Yes, it is all online. If you do not have access to the internet then you will have to go to the local library, although your local council and jobcentre may be able to help you.
This online system is one of the big question marks over the shift to universal credit.
Questions are being asked over whether the IT system is able to cope with millions of claims once the system is fully up and running.
The National Audit Office said that IT glitches had already affected the national introduction of the scheme.
Its report, published in September, said there were "early setbacks" and that the Department for Work and Pensions has had "weak control of the programme, and had been unable to assess the value of the systems it spent over £300m to develop".
In November, the Commons Public Accounts Committee said the implementation of universal credit had been "extraordinarily poor", with much of the £425m expenditure to then likely to be written off.
It said that oversight of the Universal Credit scheme had been "alarmingly weak", warning signs were missed, and there was a "fortress culture" among officials.
Ministers said there was new leadership in place and controls had been strengthened.
What is the effect on business from the change?
Employers are going to have to keep the UK tax authority fully up-to-date with staff earnings through a computer system called real time information.
This will be used to assess how much people are being paid, and so how much universal credit they are entitled to.
For example, at present, an agency worker may work for fewer than 16 hours one week, and so be able to sign on. The following week they may work more than 16 hours and receive no jobseeker's allowance, then have to make a fresh claim if they fall below the 16 hours the week after that.
Under universal credit, their benefit should be altered automatically as earnings go up and down.
Sounds like they will benefit. Who are the other winners and losers?
In monetary terms, the government estimates 3.1 million households will be entitled to more benefits as a result of universal credit, while 2.8 million households will be entitled to less. Nobody will lose out during the initial transition assuming their circumstances stayed the same, the government says.
Across all households, ministers say there will be an average gain of £16 per month.
In its initial estimate of the new system, the Institute for Fiscal Studies said that the poorest are likely to do better, especially couples with children.
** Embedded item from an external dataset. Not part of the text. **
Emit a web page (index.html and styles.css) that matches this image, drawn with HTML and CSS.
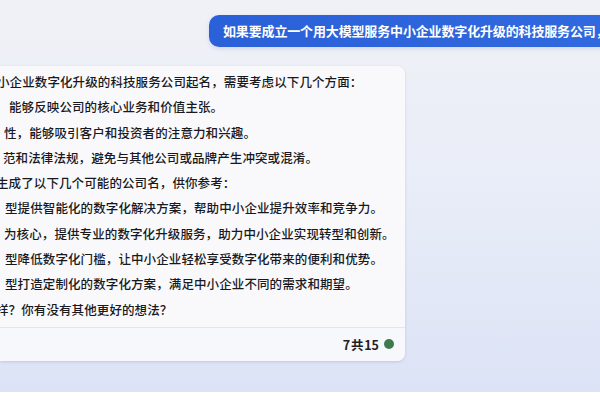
FILE: index.html
```html
<!DOCTYPE html>
<html lang="zh-CN">
<head>
<meta charset="utf-8">
<link rel="stylesheet" href="styles.css">
</head>
<body>
<div class="page">
  <div class="user-row">
    <div class="bubble">如果要成立一个用大模型服务中小企业数字化升级的科技服务公司，请帮我起名</div>
  </div>
  <div class="card">
    <div class="card-body">
      <p class="ln o-m3">小企业数字化升级的科技服务公司起名，需要考虑以下几个方面：</p>
      <p class="ln o-9">能够反映公司的核心业务和价值主张。</p>
      <p class="ln o-4">性，能够吸引客户和投资者的注意力和兴趣。</p>
      <p class="ln o-3">范和法律法规，避免与其他公司或品牌产生冲突或混淆。</p>
      <p class="ln o-m4">生成了以下几个可能的公司名，供你参考：</p>
      <p class="ln o-5">型提供智能化的数字化解决方案，帮助中小企业提升效率和竞争力。</p>
      <p class="ln o-4">为核心，提供专业的数字化升级服务，助力中小企业实现转型和创新。</p>
      <p class="ln o-5">型降低数字化门槛，让中小企业轻松享受数字化带来的便利和优势。</p>
      <p class="ln o-5">型打造定制化的数字化方案，满足中小企业不同的需求和期望。</p>
      <p class="ln o-m4">样？你有没有其他更好的想法？</p>
    </div>
    <div class="card-foot">
      <span class="count">7 共 15</span>
      <span class="dot"></span>
    </div>
  </div>
</div>
</body>
</html>
```

FILE: styles.css
```css
html, body {
  margin: 0;
  padding: 0;
  background: #ffffff;
}
body {
  width: 600px;
  height: 400px;
  overflow: hidden;
  font-family: "Noto Sans CJK SC", "Noto Sans", sans-serif;
}
.page {
  height: 392px;
  overflow: hidden;
  background: linear-gradient(180deg, #f0f1f6 0%, #e9edf8 45%, #dce3f6 100%);
}
.user-row {
  padding-top: 15px;
  padding-left: 209px;
}
.bubble {
  height: 32px;
  line-height: 32px;
  padding-left: 14px;
  white-space: nowrap;
  color: #ffffff;
  font-size: 13px;
  font-weight: 700;
  letter-spacing: -0.15px;
  width: 600px;
  border-radius: 10px;
  background: linear-gradient(90deg, #2b61d8 0%, #336ce2 100%);
  box-shadow: 0 2px 4px rgba(40, 80, 180, 0.15);
}
.card {
  margin-top: 19px;
  width: 405px;
  height: 295px;
  background: #f9f9fc;
  border-radius: 0 8px 8px 0;
  box-shadow: 0 1px 3px rgba(60, 70, 110, 0.18);
  display: flex;
  flex-direction: column;
  overflow: hidden;
}
.card-body {
  padding: 3px 0 5px 0;
  flex: 1;
}
.ln {
  margin: 0;
  white-space: nowrap;
  font-size: 12.5px;
  letter-spacing: 0.1px;
  line-height: 25.3px;
  color: #18191e;
  font-weight: 500;
}
.o-m3 { margin-left: -3px; }
.o-m4 { margin-left: -4px; }
.o-3 { margin-left: 3px; }
.o-4 { margin-left: 4px; }
.o-5 { margin-left: 5px; }
.o-9 { margin-left: 9px; }
.card-foot {
  height: 34px;
  border-top: 1px solid #e3e6ee;
  display: flex;
  justify-content: flex-end;
  align-items: center;
  gap: 5px;
  padding-right: 11px;
  background: #f7f8fb;
}
.count {
  font-family: "Noto Sans CJK SC", "Noto Sans", sans-serif;
  font-size: 12.5px;
  font-weight: 700;
  color: #1f2026;
  word-spacing: -2px;
}
.dot {
  width: 10px;
  height: 10px;
  border-radius: 50%;
  background: #3f7a4d;
}
```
However, the second earner in a family is likely to lose out in the long-term in many cases.
Some charities argue that, because of a broad-brush approach that universal credit takes, those with more complex benefits claims may lose out, such as some people with disabilities who go to work.
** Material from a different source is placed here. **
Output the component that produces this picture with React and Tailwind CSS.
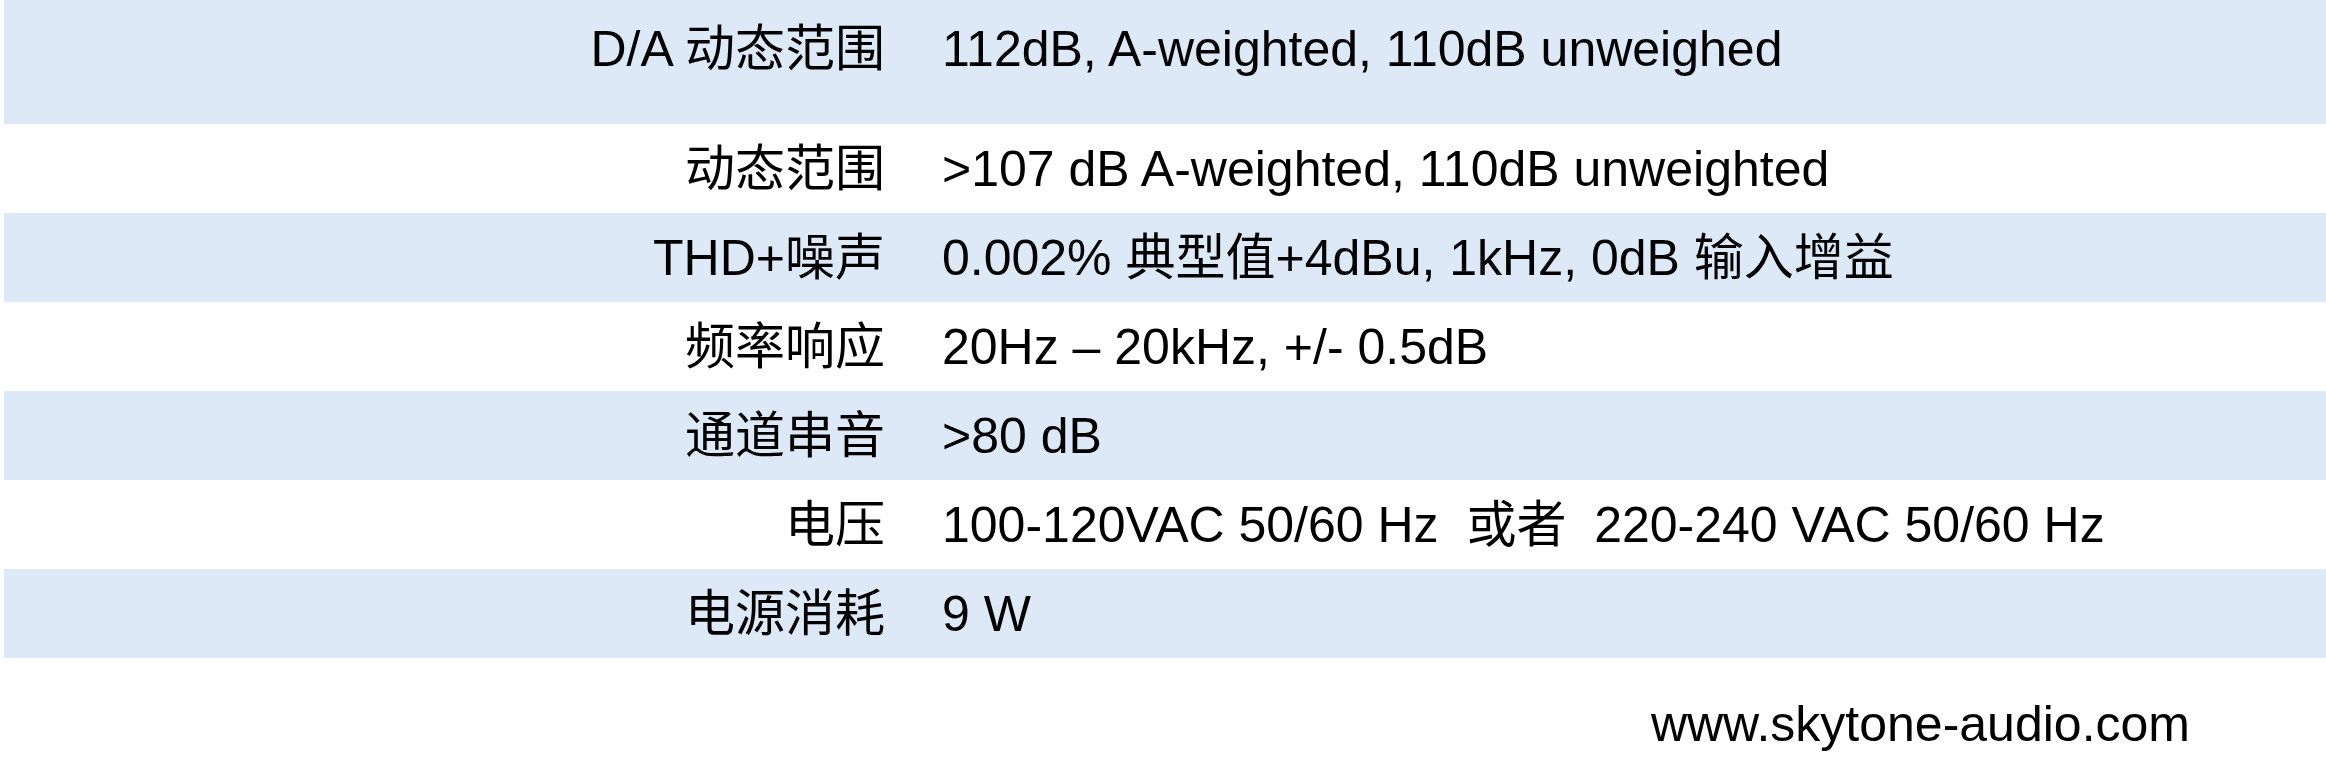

Those without a bank account, or who did not have internet access, will have to seek advice to prepare for the new way this benefit is run and paid.
Any other concern raised?
Labour says that it welcomes the principle behind the changes but has raised concerns about the implementation of the scheme.
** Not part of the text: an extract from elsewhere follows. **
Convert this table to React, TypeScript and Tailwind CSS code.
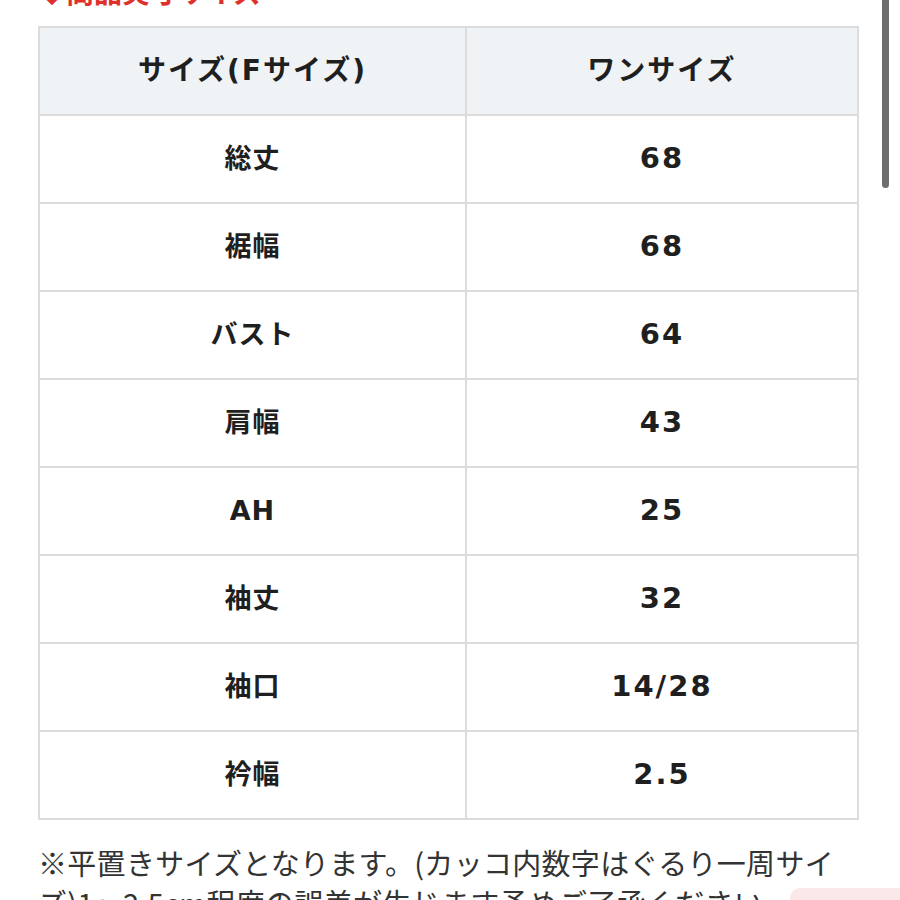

Some unions have also spoken out, with the Unite union claiming it creates a division between a "deserving" and an "undeserving poor" - a division that it does not recognise.
When will all this happen?
It started on a very limited basis on 29 April with new claimants, who are single, who live in a small number of postcode areas in Ashton-under-Lyne in Tameside, Greater Manchester.
Trials in three more areas - Oldham, Wigan and Warrington - were due to start at the same time, but were delayed.
More claimants will later move on to universal credit as and when they have a significant change of circumstances, such as starting a new job or when a child is born.
Then by the end of 2017, the rest of those affected in England, Scotland and Wales will be moved on to universal credit in stages.
It will start in Northern Ireland from April 2014, six months after the system in the rest of the UK begins.
This might be one of the biggest changes in benefits, but it is not the only one is it?
No there have been a whole host of benefits changes, ranging from a cap on the amount of benefits than can be claimed, to changes in the way housing benefit and disability allowances are calculated.